Başkan Tunç Soyer, 117 kişinin hayatını kaybettiği 30 Ekim İzmir Depremi sonrasında başlanan Deprem Eylem Planıyla birlikte, alanında uzman birçok kişiden yardım alındığını ve İzmir’i depreme dirençli hale getirmek adına büyük adımlar atıldığını belirtti. Soyer, bu kapsamda 94 bin 773 yapının envanterini çıkardıklarını da vurgulayarak, “Sadece İzmir değil Türkiye’nin tüm kentlerinin en temel meselesi depreme dirençli kentler yaratmak. Bundan daha önemli bir şey olamaz. Dolayısıyla Prof. Dr. Naci Görür’ün bugün burada yapacağı konuşma bizler için çok önemli. 30 Ekim 2020’de İzmir’de yaşadığımız deprem, hepimizin hayatında derin izler bıraktı. Kaybettiğimiz 117 canın acısı hala çok taze. Yaşadığımız felaketler yuvamız olan şehrin afetlere karşı dirençli olmasının ne kadar önemli olduğunu gösteriyor. Çünkü depremde ölmek asla kader değildir. Yaşadığımız kayıpların yegâne sebebi zamanında alınmayan önemlerdir. İzmir’de 30 Ekim depreminin hemen ardından, bir daha kimsenin yüreğine sevdiğinin acısı düşmesin ve hiç kimsenin ocağı sönmesin diye tıpkı bugün olduğu gibi yaşadığımız şehri depreme dirençli hale getirmek için el ele verdik. Bu kapsamda 14 üniversite, 25 kamu kurumu, 38 sivil toplum kuruluşu, meslek odası ve 29 belediyeden oluşan katılımcılarımızla aldığımız kararlar neticesinde Deprem Eylem Planımızı şekillendirdik. Büyük bir kararlılıkla uyguladığımız Deprem Eylem Planımız şu başlıklar üzerinde ilerledi; yapı stoku envanteri çalışmaları, depremsellik ve mikro bölge araştırmaları ve elbette kentsel dönüşüm. İnşaat Mühendisleri Odasıyla birlikte hayata geçirdiğimiz yapı envanteri ve bina kimlik çalışmaları sayesinde İzmirliler yaşadıkları binalar hakkında detaylı bilgiye sahip olabilmelerini mümkün kıldık. Bu çalışmaya depremden en çok etkilenen Bayraklı ve Bornova başta olmak üzere toplanda 94 bin 773 yapının envanterini çıkardık. Diğer yandan mikro bölgeleme yöntemiyle Bayraklı, Bornova ve Konak ilçelerinde zemin çalışmalarına başladık. Kentimizdeki yapıların güvenliğini sağlayacak bu projemizi de 2024 içinde tamamlamış olacağız” diye konuştu.

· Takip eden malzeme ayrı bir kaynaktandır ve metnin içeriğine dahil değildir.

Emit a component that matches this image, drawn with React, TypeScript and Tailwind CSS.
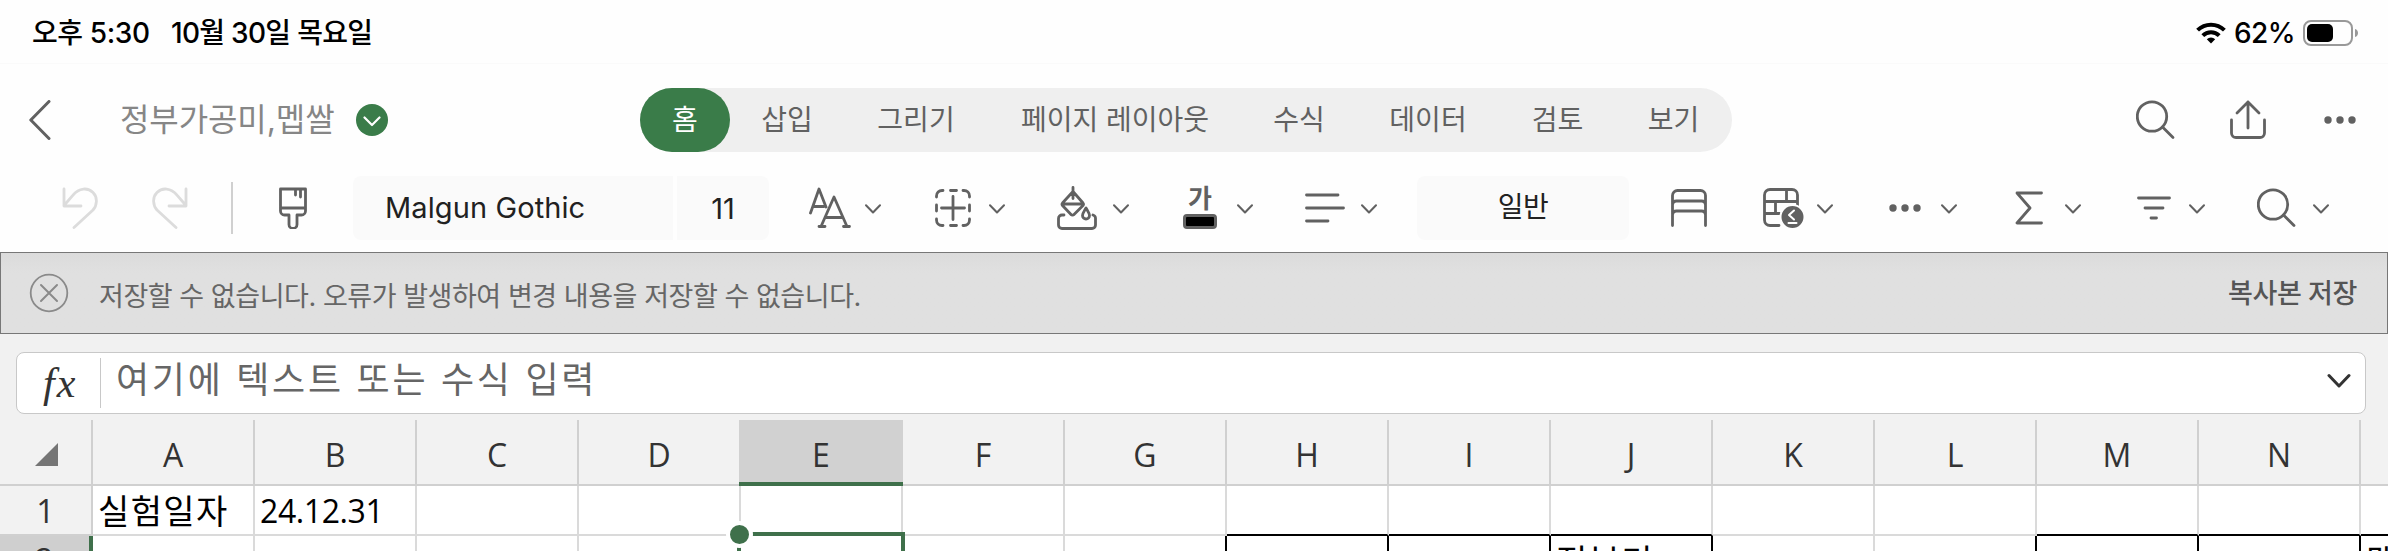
import type { ReactNode } from "react";

const SANS = "font-['Inter','Noto_Sans_CJK_KR',sans-serif]";
const GRID = "font-['Open_Sans','Noto_Sans_CJK_KR',sans-serif]";

const Icon = ({ w, h, children, className = "" }: { w: number; h: number; children: ReactNode; className?: string }) => (
	<svg
		width={w}
		height={h}
		viewBox={`0 0 ${w} ${h}`}
		fill="none"
		stroke="currentColor"
		strokeWidth={2.8}
		strokeLinecap="round"
		strokeLinejoin="round"
		className={`block shrink-0 ${className}`}
	>
		{children}
	</svg>
);

const Chevron = () => (
	<Icon w={16} h={10} className="mt-0.5">
		<path d="M1 1.2 8 8.5 15 1.2" strokeWidth={2} />
	</Icon>
);

const Dots = () => (
	<Icon w={32} h={8}>
		<g fill="currentColor" stroke="none">
			<circle cx="4" cy="4" r="3.7" />
			<circle cx="16" cy="4" r="3.7" />
			<circle cx="28" cy="4" r="3.7" />
		</g>
	</Icon>
);

const Search = () => (
	<Icon w={40} h={40}>
		<circle cx="16" cy="16.5" r="14.7" />
		<path d="M26.5 27 37 37.5" />
	</Icon>
);

const StatusBar = () => (
	<div className="h-[63px] flex items-center justify-between pl-8 pr-[30px] pt-0.5 text-[28px] leading-none font-medium text-black">
		<div className="flex gap-6 whitespace-pre">
			<span className="w-[115px] tracking-[-0.4px]">오후 5:30</span>
			<span className="tracking-[-0.7px]">10월 30일 목요일</span>
		</div>
		<div className="flex items-center">
			<svg width="30" height="22" viewBox="0 0 30 22" fill="none" stroke="currentColor" strokeWidth="4" className="mr-2">
				<path d="M1.6 8.2a19 19 0 0 1 26.8 0" />
				<path d="M6.8 13.6a11.7 11.7 0 0 1 16.4 0" />
				<path d="M15 21.6 10.8 17.3a6 6 0 0 1 8.4 0Z" fill="currentColor" stroke="none" />
			</svg>
			<span className="w-[61px] mr-2 tracking-[-0.6px]">62%</span>
			<svg width="55" height="26" viewBox="0 0 55 26">
				<rect x="1" y="1" width="48" height="24" rx="7" fill="none" stroke="#999" strokeWidth="2" />
				<rect x="4" y="4" width="26" height="18" rx="5" />
				<path d="M52 9c4 1 4 7 0 8Z" fill="#999" />
			</svg>
		</div>
	</div>
);

const tabs = [
	{ label: "삽입", width: "w-[114px]" },
	{ label: "그리기", width: "w-[144px]" },
	{ label: "페이지 레이아웃", width: "w-[254px]" },
	{ label: "수식", width: "w-[114px]" },
	{ label: "데이터", width: "w-[144px]" },
	{ label: "검토", width: "w-[115px]" },
	{ label: "보기", width: "w-[117px]" },
];

const TitleBar = () => (
	<div className="h-[113px] bg-[#fefefe] border-t border-[#fafafa] flex items-center text-[#616161]">
		<Icon w={22} h={40} className="ml-[29px]">
			<path d="M20 1.5 1.8 20 20 38.5" strokeWidth={3} />
		</Icon>
		<span className="ml-[69px] w-[215px] whitespace-nowrap text-[32px] leading-none tracking-[-0.1px] text-[#868686]">
			정부가공미,멥쌀
		</span>
		<div className="ml-[21px] size-8 rounded-full bg-[#3a7c49] flex items-center justify-center text-white">
			<Icon w={18} h={11} className="mt-0.5">
				<path d="M1.5 1.5 9 9 16.5 1.5" strokeWidth={2.2} />
			</Icon>
		</div>
		<nav className="ml-[252px] h-16 flex items-center rounded-full bg-[#efefef] text-[28px] leading-none">
			<div className="w-[90px] h-16 rounded-full bg-[#3a7c49] flex items-center justify-center text-white">홈</div>
			{tabs.map((tab) => (
				<div key={tab.label} className={`${tab.width} text-center whitespace-nowrap shrink-0`}>
					{tab.label}
				</div>
			))}
		</nav>
		<div className="ml-auto mr-8 flex items-center">
			<Search />
			<Icon w={36} h={40} className="ml-[54px]">
				<path d="M18 2v26M7 13 18 2l11 11M1.5 20v13a4.5 4.5 0 0 0 4.5 4.5h24a4.5 4.5 0 0 0 4.5-4.5V20" />
			</Icon>
			<div className="ml-[58px]">
				<Dots />
			</div>
		</div>
	</div>
);

const Tool = ({ className, children }: { className: string; children: ReactNode }) => (
	<div className={`flex items-center justify-between shrink-0 ${className}`}>
		{children}
		<Chevron />
	</div>
);

const Toolbar = () => (
	<div className="h-[76px] pb-3 flex items-center bg-[#fefefe] text-[#616161] text-[28px] leading-none">
		<Icon w={36} h={42} className="ml-[62px] text-[#dcdcdc]">
			<path d="M2 2v17h17M2 18.5 11 8.2C17 .5 26 .5 31 5.5s4 13 0 17.5L12 40.5" />
		</Icon>
		<Icon w={36} h={42} className="ml-[54px] text-[#dcdcdc]">
			<path d="M34 2v17H17M34 18.5 25 8.2C19 .5 10 .5 5 5.5s-4 13 0 17.5L24 40.5" />
		</Icon>
		<div className="ml-[43px] w-0.5 h-[52px] bg-[#d0d0d0]" />
		<Icon w={28} h={42} className="ml-[46px]">
			<path d="M1.5 2h25v22a4 4 0 0 1-4 4H18v9.5a4 4 0 0 1-8 0V28H5.5a4 4 0 0 1-4-4ZM1.5 21h25M16.5 2v6M21.5 2v8" />
		</Icon>
		<div className="ml-[46px] w-80 h-16 pl-8 pb-0.5 rounded-l-lg bg-[#fafafa] flex items-center whitespace-nowrap text-[29px] tracking-[0.1px] text-[#212121]">
			Malgun Gothic
		</div>
		<div className="ml-1 w-[92px] h-16 rounded-r-lg bg-[#fafafa] flex items-center justify-center text-[29px] text-[#212121]">
			11
		</div>
		<Tool className="ml-10 w-[72px]">
			<Icon w={42} h={42}>
				<path d="M1.5 26 10 2l7 18M5 19.500h10M12 39.500 25 10l13 29.500M16 30.500h18M10 39.500h6M34.500 39.500h6" />
			</Icon>
		</Tool>
		<Tool className="ml-[54px] w-[70px]">
			<Icon w={36} h={38}>
				<path d="M1.5 8V7A5.5 5.5 0 0 1 7 1.5h1M15.500 1.500h6M28 1.500h1A5.500 5.500 0 0 1 34.500 7v1M34.500 16v6M34.500 30v1a5.500 5.500 0 0 1-5.500 5.500h-1M21.500 36.500h-6M8 36.500H7A5.500 5.500 0 0 1 1.500 31v-1M1.500 22v-6M18 7.500v23M6.500 19h23" />
			</Icon>
		</Tool>
		<Tool className="ml-[52px] w-[72px]">
			<Icon w={40} h={44}>
				<path d="M16 1.5v11M16 5.5 5.5 17a2 2 0 0 0 0 2.500L14 28.500a2 2 0 0 0 3 0l9-9a2 2 0 0 0 0-2.500ZM5.500 18H26M7 29H5a3.500 3.500 0 0 0-3.500 3.500V39A3.500 3.500 0 0 0 5 42.500h30a3.500 3.500 0 0 0 3.500-3.500v-6.500A3.500 3.500 0 0 0 36 29" />
				<path d="M29 22c-2 3.500-3.500 5-3.500 7.500a3.500 3.500 0 0 0 7 0c0-2.500-1.500-4-3.500-7.500Z" />
			</Icon>
		</Tool>
		<Tool className="ml-[54px] w-[70px]">
			<div className="w-[34px] h-[42px] flex flex-col items-center justify-between">
				<span className="text-[26px] leading-[24px] font-bold">가</span>
				<div className="w-[34px] h-[15px] rounded-[4px] border-3 border-[#616161] bg-black" />
			</div>
		</Tool>
		<Tool className="ml-[52px] w-[72px]">
			<Icon w={40} h={30}>
				<path d="M1.5 2h31.500M1.500 15h37M1.500 28h21.500" />
			</Icon>
		</Tool>
		<div className="ml-10 w-[212px] h-16 pb-0.5 rounded-lg bg-[#fafafa] flex items-center justify-center tracking-[-0.5px] text-[#212121]">
			일반
		</div>
		<Icon w={36} h={38} className="ml-[42px]">
			<path d="M1.5 36.500V6.500a5 5 0 0 1 5-5h23a5 5 0 0 1 5 5v30M1.500 15.500a4 4 0 0 1 4-3.500h25a4 4 0 0 1 4 3.500M1.500 25.500a4 4 0 0 1 4-3.500h25a4 4 0 0 1 4 3.500" />
		</Icon>
		<Tool className="ml-[56px] w-[70px]">
			<Icon w={42} h={42}>
				<path d="M16 38.500H7A5.500 5.500 0 0 1 1.500 33V8A5.500 5.500 0 0 1 7 2.500h22A5.500 5.500 0 0 1 34.500 8v12M1.500 14.500h33M23.500 2.500v12M12.500 14.500v12M1.500 26.500h15" />
				<circle cx="29.500" cy="30" r="12" fill="currentColor" stroke="#fefefe" strokeWidth="2" />
				<path d="M31 23.500 26 28l5 4.500M25.500 36h8" stroke="#fff" strokeWidth="2" />
			</Icon>
		</Tool>
		<Tool className="ml-[56px] w-[68px]">
			<Dots />
		</Tool>
		<Tool className="ml-[58px] w-[66px]">
			<Icon w={28} h={34}>
				<path d="M26.500 2H2l13 15L2 32h24.500" />
			</Icon>
		</Tool>
		<Tool className="ml-14 w-[68px]">
			<Icon w={34} h={24}>
				<path d="M1.500 2h31M8 12h18M14 22h5.500" />
			</Icon>
		</Tool>
		<Tool className="ml-[52px] w-[72px]">
			<Search />
		</Tool>
	</div>
);

const Banner = () => (
	<div className="h-[82px] border border-[#777] bg-linear-to-b from-[#dbdbdb] to-[#e0e0e0] to-25% flex items-center pl-7 pr-[30px] whitespace-nowrap text-[27px] leading-none">
		<Icon w={40} h={40} className="text-[#8a8a8a]">
			<circle cx="20" cy="20" r="18.3" strokeWidth={1.8} />
			<path d="m12 12 16 16M28 12 12 28" strokeWidth={2} />
		</Icon>
		<span className="ml-[30px] mt-1.5 tracking-[-0.45px] text-[#666]">
			저장할 수 없습니다. 오류가 발생하여 변경 내용을 저장할 수 없습니다.
		</span>
		<span className="ml-auto mt-px tracking-[-0.4px] font-medium text-[#555]">복사본 저장</span>
	</div>
);

const FormulaBar = () => (
	<div className="h-[86px] bg-[#f1f1f1] pl-4 pr-[22px] pt-[18px]">
		<div className="h-[62px] rounded-lg border border-[#c8c8c8] bg-white flex items-center">
			<span className="ml-[26px] w-[35px] font-['Liberation_Serif',serif] italic text-[42px] leading-none tracking-[2px] text-[#333]">
				fx
			</span>
			<div className="ml-[22px] w-px h-[50px] bg-[#c8c8c8]" />
			<span className="ml-[15px] mt-[-6px] text-[36px] leading-none tracking-[2.7px] whitespace-nowrap text-[#666]">
				여기에 텍스트 또는 수식 입력
			</span>
			<Icon w={24} h={16} className="ml-auto mr-[14px] mt-[-5px] text-[#333]">
				<path d="M2 2.5 12 13 22 2.500" strokeWidth={3} />
			</Icon>
		</div>
	</div>
);

type Column = { name: string; top?: string; next?: string; boxed?: boolean; closed?: boolean };

// boxed: the second row has a black top edge; closed: its right edge is black as well
const columns: Column[] = [
	{ name: "A", top: "실험일자" },
	{ name: "B", top: "24.12.31" },
	{ name: "C" },
	{ name: "D" },
	{ name: "E" },
	{ name: "F" },
	{ name: "G", closed: true },
	{ name: "H", boxed: true, closed: true },
	{ name: "I", boxed: true, closed: true },
	{ name: "J", boxed: true, closed: true, next: "정부미" },
	{ name: "K" },
	{ name: "L", closed: true },
	{ name: "M", boxed: true, closed: true },
	{ name: "N", boxed: true, closed: true },
	{ name: "", boxed: true, next: "멥쌀" },
];

const Sheet = () => (
	<div className={`relative h-[131px] overflow-hidden bg-white text-[#333] leading-none ${GRID}`}>
		<div className="flex h-[66px] text-[32px]">
			<div className="w-[93px] shrink-0 bg-[#f2f2f2] border-r-2 border-b-2 border-[#d0d0d0] pt-[23px] pl-[35px]">
				<svg width="23" height="23" viewBox="0 0 23 23">
					<path d="M23 0v23H0Z" fill="#757575" />
				</svg>
			</div>
			{columns.map((col) => (
				<div
					key={col.name}
					className="w-[162px] shrink-0 bg-[#f2f2f2] border-r-2 border-b-2 border-[#d0d0d0] flex items-center justify-center pt-1.5"
				>
					{col.name}
				</div>
			))}
		</div>
		<div className="flex h-[50px] text-[32px] text-black">
			<div className="w-[93px] shrink-0 bg-[#f2f2f2] border-r-2 border-b-2 border-[#d0d0d0] flex items-center justify-center pt-0.5 text-[#333]">
				1
			</div>
			{columns.map((col) => (
				<div
					key={col.name}
					className={`w-[162px] shrink-0 border-r-2 border-r-[#dadada] border-b-2 flex items-center pl-[5px] pt-0.5 whitespace-nowrap ${
						col.boxed ? "border-b-black" : "border-b-[#dadada]"
					}`}
				>
					<span className={col.name === "A" ? "text-[34px] tracking-[1.4px]" : "tracking-[-0.4px]"}>{col.top}</span>
				</div>
			))}
		</div>
		<div className="flex h-[50px] text-[32px] text-black">
			<div className="w-[93px] shrink-0 bg-[#cfcfcf] border-r-4 border-[#3f704b] flex justify-center pt-2 text-[#333]">2</div>
			{columns.map((col) => (
				<div
					key={col.name}
					className={`w-[162px] shrink-0 border-r-2 pl-[5px] pt-2 text-[34px] tracking-[1.4px] whitespace-nowrap ${
						col.closed ? "border-black" : "border-[#dadada]"
					}`}
				>
					{col.next}
				</div>
			))}
		</div>

		{/* active column header and cell selection lie over the grid lines */}
		<div className="absolute left-[739px] top-0 w-[164px] h-[66px] bg-[#d1d1d1] border-b-4 border-[#3f704b] flex items-center justify-center pt-2 text-[32px]">
			E
		</div>
		<div className="absolute left-[737px] top-[112px] w-[168px] h-[60px] border-4 border-[#3f704b]" />
		<div className="absolute left-[726px] top-[101px] size-[27px] rounded-full border-4 border-white bg-[#3f704b]" />
	</div>
);

const App = () => (
	<div className={`w-[2388px] h-[551px] overflow-hidden bg-[#fefefe] ${SANS}`}>
		<StatusBar />
		<TitleBar />
		<Toolbar />
		<Banner />
		<FormulaBar />
		<Sheet />
	</div>
);

export default App;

İzmir Depremsellik ve Tsunami Araştırma Merkezinin yaptığı çalışmaların sadece İzmir’e değil Aydın ve Manisa gibi çevre illeri de büyük fayda sağladığını vurgulayan Soyer, “İzmir Depremsellik ve Tsunami Araştırma Merkezi sayesinde sadece İzmir’de değil komşu illerinde deprem riskinin en ince ayrıntısına kadar incelediğimiz bir süreci başlattık. İzmir ile birlikte Aydın’ın ve Manisa’nın bir bölümünü de içine alan büyük bir alanın deprem riskinin modelliyoruz. Elde edilen veriler, kentimizin afetlere karşı dirençli yapısını güçlendirmek için temel oluşturacak. İzmir’i gelecekte neyin beklediğini ve nerelerde şehirleşmemiz gerektiğini tespit ediyoruz. Bu çalışmaların bir çıktısı olarak İzmir’in dirençli kimliğini güçlendiren örnek bir yapı doğdu, o da Ege Şehir Laboratuvarı. Bu Laboratuvar zemin ve yapı malzemelerinin fiziksel özelliklerini belirleyerek, kentsel dönüşüm projelerimizde en üstün düzey güvenliği sağladı” dedi.